PROBLEM TO WORK ON: Wherever a line in the data below holds "index", copy that line.
────────
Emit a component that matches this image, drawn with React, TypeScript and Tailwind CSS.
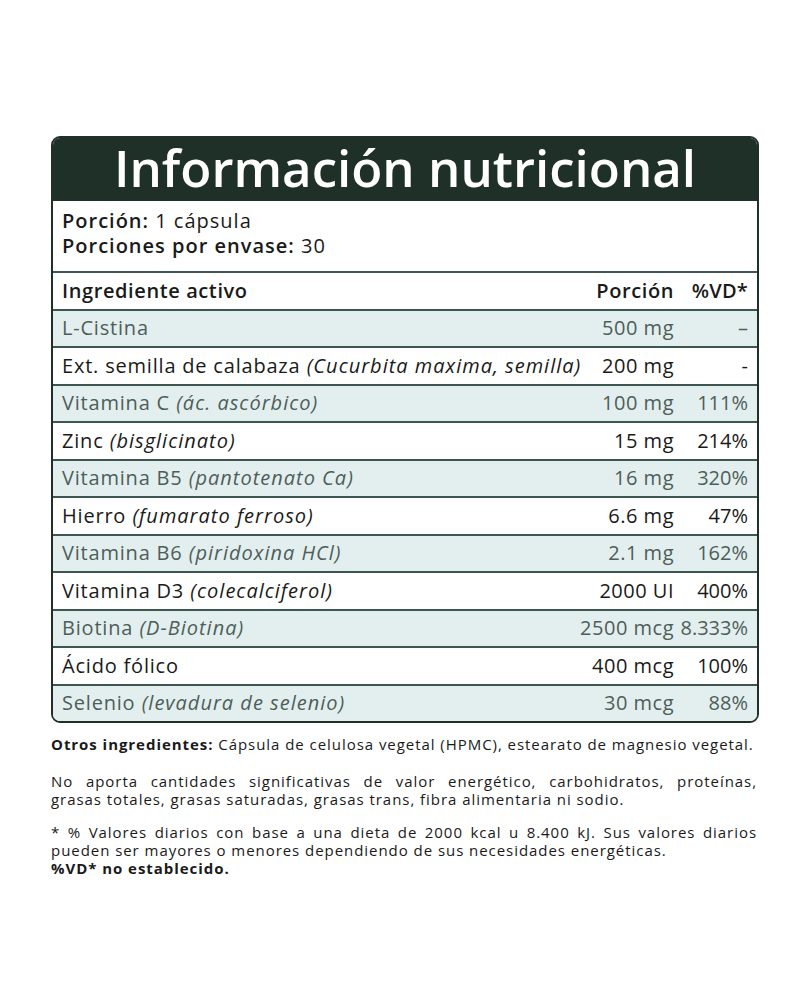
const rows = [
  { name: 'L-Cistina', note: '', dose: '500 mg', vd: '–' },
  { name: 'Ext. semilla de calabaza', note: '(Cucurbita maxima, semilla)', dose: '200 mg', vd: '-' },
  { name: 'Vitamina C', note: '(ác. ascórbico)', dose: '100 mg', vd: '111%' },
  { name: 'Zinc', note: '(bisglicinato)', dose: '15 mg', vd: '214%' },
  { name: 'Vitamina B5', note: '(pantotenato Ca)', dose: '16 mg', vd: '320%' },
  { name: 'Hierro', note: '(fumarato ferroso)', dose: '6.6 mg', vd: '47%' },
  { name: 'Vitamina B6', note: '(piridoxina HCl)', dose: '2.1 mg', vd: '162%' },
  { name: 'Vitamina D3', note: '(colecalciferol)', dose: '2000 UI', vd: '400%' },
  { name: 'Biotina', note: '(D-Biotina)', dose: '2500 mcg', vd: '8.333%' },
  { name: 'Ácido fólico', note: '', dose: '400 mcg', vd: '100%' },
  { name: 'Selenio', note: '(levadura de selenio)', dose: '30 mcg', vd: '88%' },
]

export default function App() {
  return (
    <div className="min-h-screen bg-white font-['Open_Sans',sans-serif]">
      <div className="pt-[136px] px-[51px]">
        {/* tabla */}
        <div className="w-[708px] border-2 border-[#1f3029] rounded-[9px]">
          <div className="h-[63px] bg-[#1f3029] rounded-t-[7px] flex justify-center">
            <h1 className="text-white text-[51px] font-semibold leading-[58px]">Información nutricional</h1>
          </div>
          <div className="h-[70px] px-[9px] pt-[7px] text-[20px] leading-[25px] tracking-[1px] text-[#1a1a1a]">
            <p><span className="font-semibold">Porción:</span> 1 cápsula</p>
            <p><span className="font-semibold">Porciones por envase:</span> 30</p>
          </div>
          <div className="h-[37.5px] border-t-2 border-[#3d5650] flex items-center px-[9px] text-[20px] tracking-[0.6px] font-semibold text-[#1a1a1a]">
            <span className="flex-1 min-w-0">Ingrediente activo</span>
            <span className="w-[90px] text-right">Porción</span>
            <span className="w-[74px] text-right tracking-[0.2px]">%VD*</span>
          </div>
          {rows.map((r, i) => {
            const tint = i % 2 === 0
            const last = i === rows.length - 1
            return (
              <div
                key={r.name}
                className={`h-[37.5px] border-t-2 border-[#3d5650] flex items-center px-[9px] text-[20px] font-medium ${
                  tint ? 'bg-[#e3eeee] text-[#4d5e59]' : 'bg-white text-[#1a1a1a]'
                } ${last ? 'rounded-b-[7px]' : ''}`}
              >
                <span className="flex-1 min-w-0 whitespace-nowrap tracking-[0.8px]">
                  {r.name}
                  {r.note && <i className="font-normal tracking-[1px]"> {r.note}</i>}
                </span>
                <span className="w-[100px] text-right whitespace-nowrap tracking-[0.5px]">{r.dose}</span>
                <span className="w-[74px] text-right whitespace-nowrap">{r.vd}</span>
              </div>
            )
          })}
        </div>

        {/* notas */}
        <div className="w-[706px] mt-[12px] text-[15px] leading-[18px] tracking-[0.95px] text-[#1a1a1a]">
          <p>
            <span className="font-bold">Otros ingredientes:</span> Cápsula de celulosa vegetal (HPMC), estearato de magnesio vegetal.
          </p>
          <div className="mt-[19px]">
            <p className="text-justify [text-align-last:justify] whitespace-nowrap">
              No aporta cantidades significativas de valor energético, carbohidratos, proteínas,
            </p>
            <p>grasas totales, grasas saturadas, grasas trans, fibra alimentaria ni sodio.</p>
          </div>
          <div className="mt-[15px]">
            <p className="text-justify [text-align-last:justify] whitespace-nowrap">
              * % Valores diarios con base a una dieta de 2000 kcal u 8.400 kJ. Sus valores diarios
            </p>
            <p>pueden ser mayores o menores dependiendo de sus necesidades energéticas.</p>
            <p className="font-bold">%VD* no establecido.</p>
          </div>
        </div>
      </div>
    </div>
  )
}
────────
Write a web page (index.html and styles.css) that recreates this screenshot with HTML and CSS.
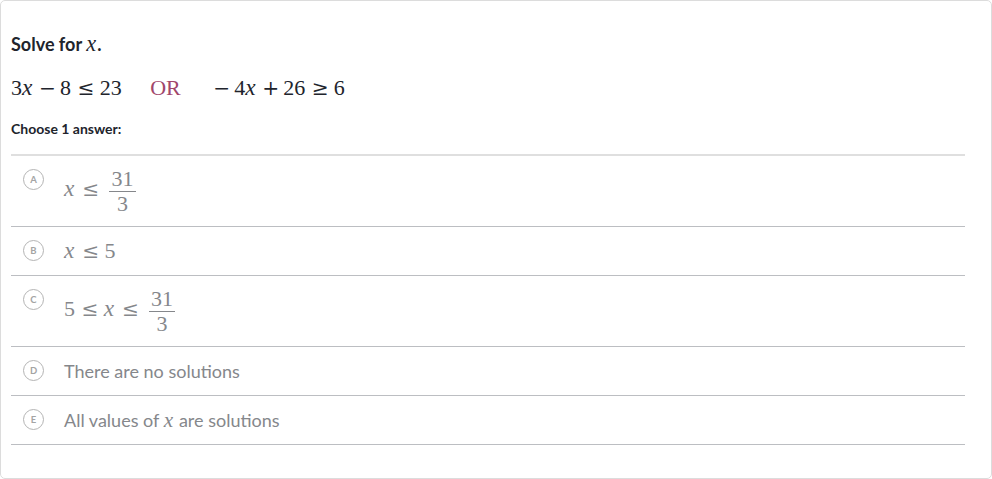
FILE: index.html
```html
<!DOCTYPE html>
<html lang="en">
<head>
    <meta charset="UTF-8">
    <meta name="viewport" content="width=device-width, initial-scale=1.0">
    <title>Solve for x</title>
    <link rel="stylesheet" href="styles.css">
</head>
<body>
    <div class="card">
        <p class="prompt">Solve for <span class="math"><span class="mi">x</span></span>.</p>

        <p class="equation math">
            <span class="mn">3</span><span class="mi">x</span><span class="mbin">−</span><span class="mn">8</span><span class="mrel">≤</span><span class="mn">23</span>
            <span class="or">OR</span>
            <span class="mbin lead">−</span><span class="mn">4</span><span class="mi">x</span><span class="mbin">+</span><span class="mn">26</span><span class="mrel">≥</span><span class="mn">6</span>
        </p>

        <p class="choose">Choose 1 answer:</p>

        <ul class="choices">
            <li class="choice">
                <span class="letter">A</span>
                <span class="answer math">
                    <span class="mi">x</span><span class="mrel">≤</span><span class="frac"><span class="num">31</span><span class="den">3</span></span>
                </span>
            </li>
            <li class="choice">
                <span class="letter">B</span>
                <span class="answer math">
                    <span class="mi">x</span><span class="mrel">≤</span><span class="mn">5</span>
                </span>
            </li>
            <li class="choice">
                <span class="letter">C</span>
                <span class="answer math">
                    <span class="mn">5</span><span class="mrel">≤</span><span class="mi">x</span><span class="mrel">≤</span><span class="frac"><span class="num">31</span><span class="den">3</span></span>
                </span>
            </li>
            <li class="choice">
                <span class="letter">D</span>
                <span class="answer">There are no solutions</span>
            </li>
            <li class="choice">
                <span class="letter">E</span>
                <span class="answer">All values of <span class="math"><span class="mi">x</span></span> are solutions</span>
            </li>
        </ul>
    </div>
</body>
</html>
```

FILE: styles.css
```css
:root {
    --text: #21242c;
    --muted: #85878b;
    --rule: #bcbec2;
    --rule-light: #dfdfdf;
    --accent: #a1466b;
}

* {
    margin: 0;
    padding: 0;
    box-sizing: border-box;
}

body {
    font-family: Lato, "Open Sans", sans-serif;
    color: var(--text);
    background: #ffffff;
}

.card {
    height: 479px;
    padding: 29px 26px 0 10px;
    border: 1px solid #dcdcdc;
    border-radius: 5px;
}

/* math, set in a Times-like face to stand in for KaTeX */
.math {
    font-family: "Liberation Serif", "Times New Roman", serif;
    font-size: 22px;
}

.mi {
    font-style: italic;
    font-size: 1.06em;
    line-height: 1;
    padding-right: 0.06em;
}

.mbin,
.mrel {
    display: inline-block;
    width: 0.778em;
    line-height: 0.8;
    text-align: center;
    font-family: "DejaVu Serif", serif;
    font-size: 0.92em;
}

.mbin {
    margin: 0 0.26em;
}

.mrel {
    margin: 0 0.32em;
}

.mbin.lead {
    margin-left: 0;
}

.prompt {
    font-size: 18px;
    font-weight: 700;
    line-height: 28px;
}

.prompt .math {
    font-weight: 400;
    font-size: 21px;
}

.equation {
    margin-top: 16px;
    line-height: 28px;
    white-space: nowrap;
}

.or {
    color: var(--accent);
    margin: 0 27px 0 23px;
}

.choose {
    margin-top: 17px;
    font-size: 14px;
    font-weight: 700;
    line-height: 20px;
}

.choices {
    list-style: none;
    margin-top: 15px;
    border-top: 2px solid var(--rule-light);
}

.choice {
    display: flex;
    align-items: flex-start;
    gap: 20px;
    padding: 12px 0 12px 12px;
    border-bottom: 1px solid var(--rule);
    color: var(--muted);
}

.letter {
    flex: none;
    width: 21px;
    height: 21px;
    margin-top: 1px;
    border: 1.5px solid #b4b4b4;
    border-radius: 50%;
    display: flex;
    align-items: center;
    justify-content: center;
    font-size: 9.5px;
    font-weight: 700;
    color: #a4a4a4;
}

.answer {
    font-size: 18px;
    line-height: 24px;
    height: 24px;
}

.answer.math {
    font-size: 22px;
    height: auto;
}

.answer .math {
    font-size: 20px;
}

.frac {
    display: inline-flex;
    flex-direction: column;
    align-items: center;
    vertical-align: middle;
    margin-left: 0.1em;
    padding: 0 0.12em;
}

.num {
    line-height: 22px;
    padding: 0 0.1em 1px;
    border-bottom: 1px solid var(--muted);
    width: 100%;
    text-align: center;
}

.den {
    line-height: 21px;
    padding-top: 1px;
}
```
────────
RESPONSE BELOW:
Write a web page (index.html and styles.css) that recreates this screenshot with HTML and CSS.
FILE: index.html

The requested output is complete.